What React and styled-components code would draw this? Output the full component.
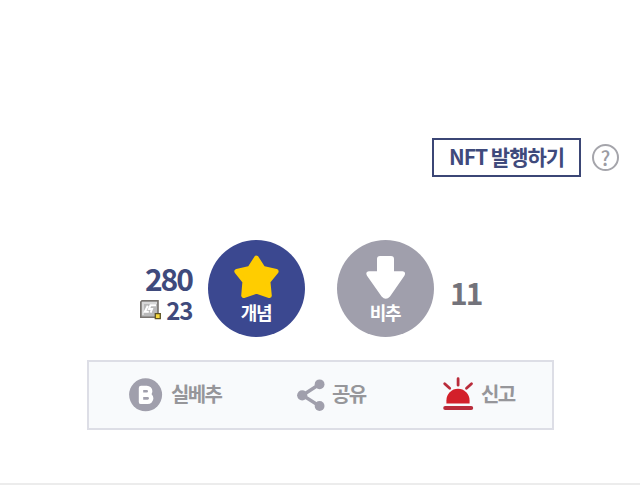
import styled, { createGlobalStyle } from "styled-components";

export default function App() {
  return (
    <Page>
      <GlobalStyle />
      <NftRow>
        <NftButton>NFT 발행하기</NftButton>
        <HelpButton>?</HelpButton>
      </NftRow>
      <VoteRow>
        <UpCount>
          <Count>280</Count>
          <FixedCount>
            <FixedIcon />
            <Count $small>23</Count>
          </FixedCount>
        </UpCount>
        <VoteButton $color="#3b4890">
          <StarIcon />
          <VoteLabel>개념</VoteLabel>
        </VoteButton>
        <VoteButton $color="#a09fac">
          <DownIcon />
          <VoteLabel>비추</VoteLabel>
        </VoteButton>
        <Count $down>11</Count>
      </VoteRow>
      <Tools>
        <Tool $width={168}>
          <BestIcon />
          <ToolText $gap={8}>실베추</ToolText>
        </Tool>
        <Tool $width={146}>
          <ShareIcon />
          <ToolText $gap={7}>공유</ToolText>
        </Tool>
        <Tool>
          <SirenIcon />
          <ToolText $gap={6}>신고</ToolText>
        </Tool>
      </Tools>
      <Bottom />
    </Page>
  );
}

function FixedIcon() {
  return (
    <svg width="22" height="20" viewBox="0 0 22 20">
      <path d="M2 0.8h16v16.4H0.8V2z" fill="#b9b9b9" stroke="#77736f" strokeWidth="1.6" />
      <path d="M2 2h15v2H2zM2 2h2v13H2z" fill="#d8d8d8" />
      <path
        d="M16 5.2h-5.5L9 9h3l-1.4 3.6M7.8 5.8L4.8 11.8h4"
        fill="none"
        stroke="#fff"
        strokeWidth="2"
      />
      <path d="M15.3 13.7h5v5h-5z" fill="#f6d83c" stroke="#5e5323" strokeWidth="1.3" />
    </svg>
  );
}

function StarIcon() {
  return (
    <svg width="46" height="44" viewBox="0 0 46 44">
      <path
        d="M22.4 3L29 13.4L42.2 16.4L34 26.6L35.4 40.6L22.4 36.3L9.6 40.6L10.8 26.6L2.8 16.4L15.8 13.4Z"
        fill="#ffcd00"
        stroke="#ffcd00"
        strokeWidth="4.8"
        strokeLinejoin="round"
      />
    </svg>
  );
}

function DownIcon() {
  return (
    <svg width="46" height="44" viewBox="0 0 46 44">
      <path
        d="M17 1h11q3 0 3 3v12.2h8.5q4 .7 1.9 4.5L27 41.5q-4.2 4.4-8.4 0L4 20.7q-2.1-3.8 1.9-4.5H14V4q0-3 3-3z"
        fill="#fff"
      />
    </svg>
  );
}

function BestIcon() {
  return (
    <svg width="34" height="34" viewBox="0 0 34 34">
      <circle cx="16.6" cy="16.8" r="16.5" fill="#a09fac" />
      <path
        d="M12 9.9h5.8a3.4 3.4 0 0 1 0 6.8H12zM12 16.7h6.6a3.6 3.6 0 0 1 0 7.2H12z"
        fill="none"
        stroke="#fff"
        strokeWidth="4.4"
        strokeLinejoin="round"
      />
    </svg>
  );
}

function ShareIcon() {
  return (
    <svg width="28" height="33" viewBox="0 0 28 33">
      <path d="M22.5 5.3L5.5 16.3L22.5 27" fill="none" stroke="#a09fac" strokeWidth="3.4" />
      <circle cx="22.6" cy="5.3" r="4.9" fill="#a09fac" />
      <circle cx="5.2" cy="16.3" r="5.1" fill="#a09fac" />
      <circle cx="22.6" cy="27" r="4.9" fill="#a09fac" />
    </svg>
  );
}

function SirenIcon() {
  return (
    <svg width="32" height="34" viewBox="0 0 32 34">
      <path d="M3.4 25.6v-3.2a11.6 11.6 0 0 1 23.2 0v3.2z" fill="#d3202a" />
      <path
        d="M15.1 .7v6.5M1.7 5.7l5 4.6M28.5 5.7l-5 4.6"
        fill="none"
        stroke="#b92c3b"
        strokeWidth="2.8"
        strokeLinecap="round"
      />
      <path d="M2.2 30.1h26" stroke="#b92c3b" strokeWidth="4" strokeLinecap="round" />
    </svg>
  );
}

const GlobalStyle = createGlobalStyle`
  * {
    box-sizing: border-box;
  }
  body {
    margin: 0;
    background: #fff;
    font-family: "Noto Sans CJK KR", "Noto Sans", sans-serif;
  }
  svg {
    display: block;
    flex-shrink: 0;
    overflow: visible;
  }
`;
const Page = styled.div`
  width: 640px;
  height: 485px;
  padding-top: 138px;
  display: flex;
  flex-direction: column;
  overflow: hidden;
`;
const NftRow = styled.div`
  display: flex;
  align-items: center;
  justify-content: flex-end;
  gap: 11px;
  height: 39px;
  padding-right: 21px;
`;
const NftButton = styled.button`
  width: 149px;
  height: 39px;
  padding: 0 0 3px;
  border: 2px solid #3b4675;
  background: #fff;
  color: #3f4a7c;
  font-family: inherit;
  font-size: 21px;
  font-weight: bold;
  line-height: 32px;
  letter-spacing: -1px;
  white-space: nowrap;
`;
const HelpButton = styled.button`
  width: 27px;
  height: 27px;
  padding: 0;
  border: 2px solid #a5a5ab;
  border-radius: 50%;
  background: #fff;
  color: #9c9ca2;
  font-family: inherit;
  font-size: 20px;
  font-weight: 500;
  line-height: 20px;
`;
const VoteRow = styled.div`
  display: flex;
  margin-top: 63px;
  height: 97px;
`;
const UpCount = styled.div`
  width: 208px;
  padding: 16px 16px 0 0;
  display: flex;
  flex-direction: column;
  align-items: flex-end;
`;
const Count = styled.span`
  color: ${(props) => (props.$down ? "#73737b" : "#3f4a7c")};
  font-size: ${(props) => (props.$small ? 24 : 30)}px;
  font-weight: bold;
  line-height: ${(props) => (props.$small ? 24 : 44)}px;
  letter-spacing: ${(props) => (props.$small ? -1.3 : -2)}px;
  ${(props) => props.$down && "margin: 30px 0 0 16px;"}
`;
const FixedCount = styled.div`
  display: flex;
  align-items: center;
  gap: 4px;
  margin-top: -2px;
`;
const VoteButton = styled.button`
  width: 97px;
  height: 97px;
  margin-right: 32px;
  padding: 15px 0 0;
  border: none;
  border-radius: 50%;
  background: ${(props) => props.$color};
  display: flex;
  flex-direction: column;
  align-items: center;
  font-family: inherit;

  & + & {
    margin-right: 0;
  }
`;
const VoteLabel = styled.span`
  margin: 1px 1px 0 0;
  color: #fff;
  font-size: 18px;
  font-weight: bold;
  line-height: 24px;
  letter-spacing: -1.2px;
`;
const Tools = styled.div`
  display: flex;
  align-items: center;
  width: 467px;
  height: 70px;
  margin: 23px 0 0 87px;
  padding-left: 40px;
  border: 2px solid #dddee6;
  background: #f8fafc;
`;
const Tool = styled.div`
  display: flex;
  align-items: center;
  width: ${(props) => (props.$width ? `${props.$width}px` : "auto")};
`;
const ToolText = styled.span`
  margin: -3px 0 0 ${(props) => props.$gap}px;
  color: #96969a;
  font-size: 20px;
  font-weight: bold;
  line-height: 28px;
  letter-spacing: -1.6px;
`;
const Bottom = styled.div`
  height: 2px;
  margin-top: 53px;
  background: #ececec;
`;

------------------------------

Written problem.
Write out the listing above again, exactly, but with no pictures in the copy.

Task output.
What React and styled-components code would draw this? Output the full component.
import styled, { createGlobalStyle } from "styled-components";

export default function App() {
  return (
    <Page>
      <GlobalStyle />
      <NftRow>
        <NftButton>NFT 발행하기</NftButton>
        <HelpButton>?</HelpButton>
      </NftRow>
      <VoteRow>
        <UpCount>
          <Count>280</Count>
          <FixedCount>
            <FixedIcon />
            <Count $small>23</Count>
          </FixedCount>
        </UpCount>
        <VoteButton $color="#3b4890">
          <StarIcon />
          <VoteLabel>개념</VoteLabel>
        </VoteButton>
        <VoteButton $color="#a09fac">
          <DownIcon />
          <VoteLabel>비추</VoteLabel>
        </VoteButton>
        <Count $down>11</Count>
      </VoteRow>
      <Tools>
        <Tool $width={168}>
          <BestIcon />
          <ToolText $gap={8}>실베추</ToolText>
        </Tool>
        <Tool $width={146}>
          <ShareIcon />
          <ToolText $gap={7}>공유</ToolText>
        </Tool>
        <Tool>
          <SirenIcon />
          <ToolText $gap={6}>신고</ToolText>
        </Tool>
      </Tools>
      <Bottom />
    </Page>
  );
}

function FixedIcon() {
  return (
    <svg width="22" height="20" viewBox="0 0 22 20">
      <path d="M2 0.8h16v16.4H0.8V2z" fill="#b9b9b9" stroke="#77736f" strokeWidth="1.6" />
      <path d="M2 2h15v2H2zM2 2h2v13H2z" fill="#d8d8d8" />
      <path
        d="M16 5.2h-5.5L9 9h3l-1.4 3.6M7.8 5.8L4.8 11.8h4"
        fill="none"
        stroke="#fff"
        strokeWidth="2"
      />
      <path d="M15.3 13.7h5v5h-5z" fill="#f6d83c" stroke="#5e5323" strokeWidth="1.3" />
    </svg>
  );
}

function StarIcon() {
  return (
    <svg width="46" height="44" viewBox="0 0 46 44">
      <path
        d="M22.4 3L29 13.4L42.2 16.4L34 26.6L35.4 40.6L22.4 36.3L9.6 40.6L10.8 26.6L2.8 16.4L15.8 13.4Z"
        fill="#ffcd00"
        stroke="#ffcd00"
        strokeWidth="4.8"
        strokeLinejoin="round"
      />
    </svg>
  );
}

function DownIcon() {
  return (
    <svg width="46" height="44" viewBox="0 0 46 44">
      <path
        d="M17 1h11q3 0 3 3v12.2h8.5q4 .7 1.9 4.5L27 41.5q-4.2 4.4-8.4 0L4 20.7q-2.1-3.8 1.9-4.5H14V4q0-3 3-3z"
        fill="#fff"
      />
    </svg>
  );
}

function BestIcon() {
  return (
    <svg width="34" height="34" viewBox="0 0 34 34">
      <circle cx="16.6" cy="16.8" r="16.5" fill="#a09fac" />
      <path
        d="M12 9.9h5.8a3.4 3.4 0 0 1 0 6.8H12zM12 16.7h6.6a3.6 3.6 0 0 1 0 7.2H12z"
        fill="none"
        stroke="#fff"
        strokeWidth="4.4"
        strokeLinejoin="round"
      />
    </svg>
  );
}

function ShareIcon() {
  return (
    <svg width="28" height="33" viewBox="0 0 28 33">
      <path d="M22.5 5.3L5.5 16.3L22.5 27" fill="none" stroke="#a09fac" strokeWidth="3.4" />
      <circle cx="22.6" cy="5.3" r="4.9" fill="#a09fac" />
      <circle cx="5.2" cy="16.3" r="5.1" fill="#a09fac" />
      <circle cx="22.6" cy="27" r="4.9" fill="#a09fac" />
    </svg>
  );
}

function SirenIcon() {
  return (
    <svg width="32" height="34" viewBox="0 0 32 34">
      <path d="M3.4 25.6v-3.2a11.6 11.6 0 0 1 23.2 0v3.2z" fill="#d3202a" />
      <path
        d="M15.1 .7v6.5M1.7 5.7l5 4.6M28.5 5.7l-5 4.6"
        fill="none"
        stroke="#b92c3b"
        strokeWidth="2.8"
        strokeLinecap="round"
      />
      <path d="M2.2 30.1h26" stroke="#b92c3b" strokeWidth="4" strokeLinecap="round" />
    </svg>
  );
}

const GlobalStyle = createGlobalStyle`
  * {
    box-sizing: border-box;
  }
  body {
    margin: 0;
    background: #fff;
    font-family: "Noto Sans CJK KR", "Noto Sans", sans-serif;
  }
  svg {
    display: block;
    flex-shrink: 0;
    overflow: visible;
  }
`;
const Page = styled.div`
  width: 640px;
  height: 485px;
  padding-top: 138px;
  display: flex;
  flex-direction: column;
  overflow: hidden;
`;
const NftRow = styled.div`
  display: flex;
  align-items: center;
  justify-content: flex-end;
  gap: 11px;
  height: 39px;
  padding-right: 21px;
`;
const NftButton = styled.button`
  width: 149px;
  height: 39px;
  padding: 0 0 3px;
  border: 2px solid #3b4675;
  background: #fff;
  color: #3f4a7c;
  font-family: inherit;
  font-size: 21px;
  font-weight: bold;
  line-height: 32px;
  letter-spacing: -1px;
  white-space: nowrap;
`;
const HelpButton = styled.button`
  width: 27px;
  height: 27px;
  padding: 0;
  border: 2px solid #a5a5ab;
  border-radius: 50%;
  background: #fff;
  color: #9c9ca2;
  font-family: inherit;
  font-size: 20px;
  font-weight: 500;
  line-height: 20px;
`;
const VoteRow = styled.div`
  display: flex;
  margin-top: 63px;
  height: 97px;
`;
const UpCount = styled.div`
  width: 208px;
  padding: 16px 16px 0 0;
  display: flex;
  flex-direction: column;
  align-items: flex-end;
`;
const Count = styled.span`
  color: ${(props) => (props.$down ? "#73737b" : "#3f4a7c")};
  font-size: ${(props) => (props.$small ? 24 : 30)}px;
  font-weight: bold;
  line-height: ${(props) => (props.$small ? 24 : 44)}px;
  letter-spacing: ${(props) => (props.$small ? -1.3 : -2)}px;
  ${(props) => props.$down && "margin: 30px 0 0 16px;"}
`;
const FixedCount = styled.div`
  display: flex;
  align-items: center;
  gap: 4px;
  margin-top: -2px;
`;
const VoteButton = styled.button`
  width: 97px;
  height: 97px;
  margin-right: 32px;
  padding: 15px 0 0;
  border: none;
  border-radius: 50%;
  background: ${(props) => props.$color};
  display: flex;
  flex-direction: column;
  align-items: center;
  font-family: inherit;

  & + & {
    margin-right: 0;
  }
`;
const VoteLabel = styled.span`
  margin: 1px 1px 0 0;
  color: #fff;
  font-size: 18px;
  font-weight: bold;
  line-height: 24px;
  letter-spacing: -1.2px;
`;
const Tools = styled.div`
  display: flex;
  align-items: center;
  width: 467px;
  height: 70px;
  margin: 23px 0 0 87px;
  padding-left: 40px;
  border: 2px solid #dddee6;
  background: #f8fafc;
`;
const Tool = styled.div`
  display: flex;
  align-items: center;
  width: ${(props) => (props.$width ? `${props.$width}px` : "auto")};
`;
const ToolText = styled.span`
  margin: -3px 0 0 ${(props) => props.$gap}px;
  color: #96969a;
  font-size: 20px;
  font-weight: bold;
  line-height: 28px;
  letter-spacing: -1.6px;
`;
const Bottom = styled.div`
  height: 2px;
  margin-top: 53px;
  background: #ececec;
`;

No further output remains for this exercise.